| Stated task |
Set the listing down again exactly, please, apart from its pictures.

| Given data |
· · · ·

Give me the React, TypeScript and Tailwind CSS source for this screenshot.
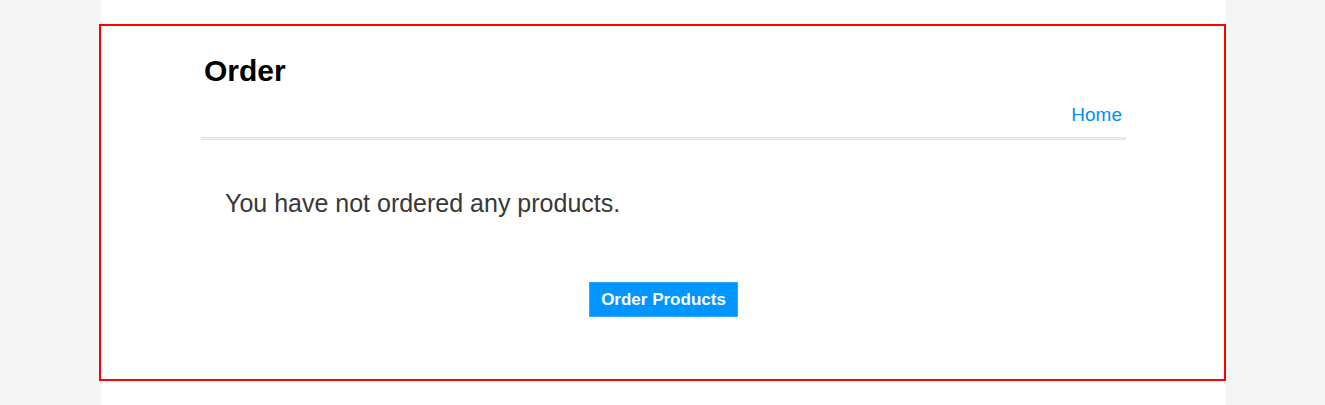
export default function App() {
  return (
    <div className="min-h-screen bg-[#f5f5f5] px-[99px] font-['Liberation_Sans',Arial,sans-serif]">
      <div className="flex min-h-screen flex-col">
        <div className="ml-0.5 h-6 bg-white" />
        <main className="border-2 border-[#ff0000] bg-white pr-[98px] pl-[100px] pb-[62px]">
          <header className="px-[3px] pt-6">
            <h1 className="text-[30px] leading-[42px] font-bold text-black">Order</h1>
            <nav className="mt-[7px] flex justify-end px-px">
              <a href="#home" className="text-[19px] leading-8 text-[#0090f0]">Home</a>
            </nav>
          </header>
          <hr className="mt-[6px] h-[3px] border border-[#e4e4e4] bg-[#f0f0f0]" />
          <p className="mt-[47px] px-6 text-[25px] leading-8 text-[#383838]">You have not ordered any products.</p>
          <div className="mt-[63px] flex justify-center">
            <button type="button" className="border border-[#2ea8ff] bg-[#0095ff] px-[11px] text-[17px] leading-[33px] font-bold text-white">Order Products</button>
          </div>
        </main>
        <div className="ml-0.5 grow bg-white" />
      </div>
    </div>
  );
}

· · · ·

| Exercise solution |
Give me the React, TypeScript and Tailwind CSS source for this screenshot.
export default function App() {
  return (
    <div className="min-h-screen bg-[#f5f5f5] px-[99px] font-['Liberation_Sans',Arial,sans-serif]">
      <div className="flex min-h-screen flex-col">
        <div className="ml-0.5 h-6 bg-white" />
        <main className="border-2 border-[#ff0000] bg-white pr-[98px] pl-[100px] pb-[62px]">
          <header className="px-[3px] pt-6">
            <h1 className="text-[30px] leading-[42px] font-bold text-black">Order</h1>
            <nav className="mt-[7px] flex justify-end px-px">
              <a href="#home" className="text-[19px] leading-8 text-[#0090f0]">Home</a>
            </nav>
          </header>
          <hr className="mt-[6px] h-[3px] border border-[#e4e4e4] bg-[#f0f0f0]" />
          <p className="mt-[47px] px-6 text-[25px] leading-8 text-[#383838]">You have not ordered any products.</p>
          <div className="mt-[63px] flex justify-center">
            <button type="button" className="border border-[#2ea8ff] bg-[#0095ff] px-[11px] text-[17px] leading-[33px] font-bold text-white">Order Products</button>
          </div>
        </main>
        <div className="ml-0.5 grow bg-white" />
      </div>
    </div>
  );
}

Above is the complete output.